Answer quickly, and remember your answer, because society’s got a counterpunch that could knock your nice little morality into oblivion.
Ever have someone tell you something that they’re doing that sounds completely stupid? What’s a surefire way to disarm the conversation without things getting too messy?
“Hey, I think I’m going to try out as goalie for the dart-throwing team.”
“Oh…Well hey, whatever works for you.”
That’s not the only time this sort of idea pops up. We hear this sort of thing in various forms – “Just be yourself, don’t worry about what other people think”, “Hey, you were born that way”, “Follow your dreams”, etc. If you trace these back to the root idea, you will find a common thread between all these ideas – they all are based on the idea that the right thing is whatever feels right.
Okay, society. Stop right there. First you say that sacrifice for others and saving lives is a worthy thing, but then you say “but you know, whatever floats your boat”. Excuse me? What if saving lives doesn’t float my boat? What if I like my pathetic existence hiding from the sun with my trolls and wizards? Why are you trying to force your idealistic ideas on me?
Come to think of it, why do we have ideals about anything? People shouldn’t stick their noses into other’s businesses, right? So what if there are poor people, people without food, water, or decent health care? Why do we have a government? People should just do whatever feels good, that’s the best law – forget all this legalism. You know what, if robbers feel like robbing banks, let them. Maybe that’s what they’re born to do. Prostitution, human trafficking – its their bodies, leave them alone. Stop all this “do good to other people” nonsense and just live for yourself. Cuz…it’s all about what feels good…right?
What’s underlying all this? The battle for the existence of truth. C. S. Lewis once wrote, “When all that says, “it is good” has been debunked, “I want” remains.” These are the two paths society has been trying unsuccessfully to mesh – good and bad versus whatever you feel like. Batman versus Sloan. Absolute truth versus relative truth.

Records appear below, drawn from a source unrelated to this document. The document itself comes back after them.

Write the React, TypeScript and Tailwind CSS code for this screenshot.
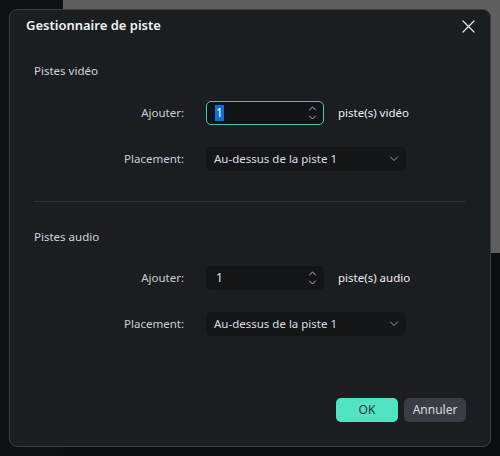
import React from "react";

const font = { fontFamily: '"Noto Sans", "Open Sans", Arial, sans-serif' };

function Spinner() {
  return (
    <svg width="9" height="16" viewBox="0 0 9 16" fill="none" stroke="#b8bdc4" strokeWidth="1" strokeLinecap="round" strokeLinejoin="round">
      <path d="M1.5 5 L4.5 2 L7.5 5" />
      <path d="M1.5 11 L4.5 14 L7.5 11" />
    </svg>
  );
}

function Chevron() {
  return (
    <svg width="10" height="6" viewBox="0 0 10 6" fill="none" stroke="#9aa0a7" strokeWidth="1" strokeLinecap="round" strokeLinejoin="round">
      <path d="M1.5 1 L5 4.5 L8.5 1" />
    </svg>
  );
}

function NumberRow({ focused, unit }: { focused?: boolean; unit: string }) {
  return (
    <div className="flex items-center h-[24px]">
      <div className="w-[150px] text-right text-[11.5px] text-[#c8cdd5]">Ajouter:</div>
      <div
        className={
          focused
            ? "ml-[22px] w-[118px] h-[24px] rounded-[5px] border border-[#46c9a6] bg-[#111316] flex items-center justify-between pl-[8px] pr-[6px]"
            : "ml-[22px] w-[118px] h-[24px] rounded-[5px] border border-[#121417] bg-[#121417] flex items-center justify-between pl-[8px] pr-[6px]"
        }
      >
        {focused ? (
          <span className="bg-[#0b6fd8] text-white text-[12px] leading-[16px] px-[1px]">1</span>
        ) : (
          <span className="text-[#e2e5e9] text-[12px] leading-[16px] px-[1px]">1</span>
        )}
        <Spinner />
      </div>
      <div className="ml-[14px] text-[11.5px] text-[#eef0f2]">{unit}</div>
    </div>
  );
}

function SelectRow() {
  return (
    <div className="flex items-center h-[24px]">
      <div className="w-[150px] text-right text-[11.5px] text-[#c8cdd5]">Placement:</div>
      <div className="ml-[22px] w-[200px] h-[24px] rounded-[5px] bg-[#141619] flex items-center justify-between pl-[8px] pr-[7px]">
        <span className="text-[11.5px] text-[#d9dde2]">Au-dessus de la piste 1</span>
        <Chevron />
      </div>
    </div>
  );
}

export default function App() {
  return (
    <div className="relative w-[500px] h-[456px] overflow-hidden bg-[#0e0f11]" style={font}>
      <div className="flex h-full">
        <div className="w-[63px] h-full bg-[#0f1012]" />
        <div className="flex-1 flex flex-col">
          <div className="h-[253px] bg-[#5f5f5f]" />
          <div className="flex-1 bg-[#0d0e10]" />
        </div>
      </div>

      <div className="absolute left-[9px] top-[9px] w-[482px] h-[438px] rounded-[8px] border border-[#3a3e44] bg-[#1b1e21] flex flex-col">
        <div className="h-[32px] flex items-center justify-between pl-[16px] pr-[15px]">
          <span className="text-[13px] font-semibold text-[#f2f3f5]">Gestionnaire de piste</span>
          <svg width="13" height="13" viewBox="0 0 13 13" stroke="#e6e8eb" strokeWidth="1.2" strokeLinecap="round">
            <path d="M1 1 L12 12 M12 1 L1 12" />
          </svg>
        </div>

        <div className="px-[24px] flex flex-col">
          <div className="mt-[20px] h-[18px] flex items-center text-[11.5px] text-[#d0d5db]">Pistes vidéo</div>
          <div className="mt-[21px]">
            <NumberRow focused unit="piste(s) vidéo" />
          </div>
          <div className="mt-[22px]">
            <SelectRow />
          </div>
          <div className="mt-[30px] h-px bg-[#2b2e33]" />
          <div className="mt-[26px] h-[18px] flex items-center text-[11.5px] text-[#d0d5db]">Pistes audio</div>
          <div className="mt-[20px]">
            <NumberRow unit="piste(s) audio" />
          </div>
          <div className="mt-[22px]">
            <SelectRow />
          </div>
          <div className="mt-[62px] flex justify-end gap-[6px]">
            <button className="w-[62px] h-[24px] rounded-[5px] bg-[#52e3c2] text-[12px] text-[#2c3539]">OK</button>
            <button className="w-[62px] h-[24px] rounded-[5px] bg-[#3a3e44] text-[12px] text-[#d6dae0]">Annuler</button>
          </div>
        </div>
      </div>
    </div>
  );
}
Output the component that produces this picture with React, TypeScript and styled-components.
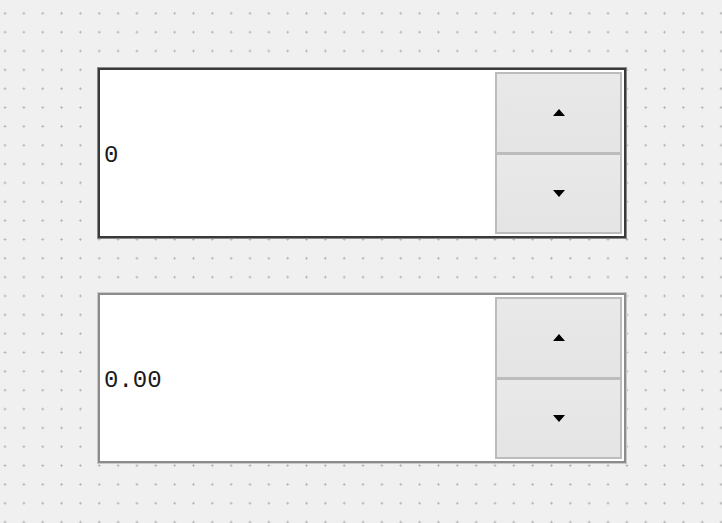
import React from "react";
import styled, { createGlobalStyle } from "styled-components";

const Global = createGlobalStyle`
  html, body {
    margin: 0;
    padding: 0;
    background: #f0f0f0;
  }
`;

const S = {
  Canvas: styled.div`
    box-sizing: border-box;
    width: 722px;
    height: 523px;
    padding: 68px 0 0 98px;
    display: flex;
    flex-direction: column;
    gap: 55px;
    background-color: #f0f0f0;
    background-image: radial-gradient(circle, #b0b0b0 0.9px, transparent 1.3px);
    background-size: 18.85px 18.85px;
    background-position: -4.4px 3.9px;
  `,
  SpinBox: styled.div<{ $focused?: boolean }>`
    box-sizing: border-box;
    width: 528px;
    height: 170px;
    display: flex;
    background: #ffffff;
    border: 2px solid ${(p) => (p.$focused ? "#3a3a3a" : "#8c8c8c")};
    outline: 1px solid ${(p) => (p.$focused ? "#8a8a8a" : "#c8c8c8")};
  `,
  Value: styled.div`
    flex: 1;
    display: flex;
    align-items: center;
    padding: 4px 0 0 4px;
    font-family: "Liberation Mono", "DejaVu Sans Mono", monospace;
    font-size: 24px;
    color: #1a1a1a;
  `,
  Buttons: styled.div`
    width: 127px;
    padding: 2px 2px 2px 0;
    display: flex;
    flex-direction: column;
  `,
  Step: styled.div`
    flex: 1;
    display: flex;
    align-items: center;
    justify-content: center;
    border: 2px solid #bcbcbc;
    background: linear-gradient(#e9e9e9, #e4e4e4);
    & + & {
      border-top-width: 1px;
    }
  `,
};

const Arrow: React.FC<{ up?: boolean }> = ({ up }) => (
  <svg width="12" height="7" viewBox="0 0 12 7">
    <path d={up ? "M0 7 L6 0 L12 7 Z" : "M0 0 L12 0 L6 7 Z"} fill="#000" />
  </svg>
);

const SpinBox: React.FC<{ value: string; focused?: boolean }> = ({ value, focused }) => (
  <S.SpinBox $focused={focused}>
    <S.Value>{value}</S.Value>
    <S.Buttons>
      <S.Step>
        <Arrow up />
      </S.Step>
      <S.Step>
        <Arrow />
      </S.Step>
    </S.Buttons>
  </S.SpinBox>
);

const App: React.FC = () => (
  <>
    <Global />
    <S.Canvas>
      <SpinBox value="0" focused />
      <SpinBox value="0.00" />
    </S.Canvas>
  </>
);

export default App;
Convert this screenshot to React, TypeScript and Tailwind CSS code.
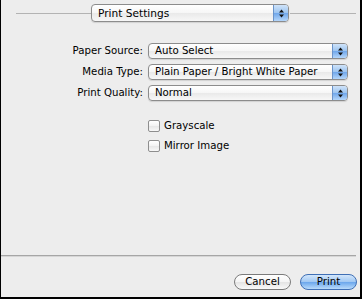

So, which side are you on? I didn’t actually write this article to persuade you to one or the other. Surprise! I really just want us to see the lines that are already drawn. I’d like us to think about what we’re actually saying when we agree with some of society’s statements. Whatever it is that we believe, let’s be consistent with it. We don’t want to be speaking out of two sides of our mouth – we can all agree on that, right? Because it’s only when we’ve chosen our path can we get a clear picture of its destination.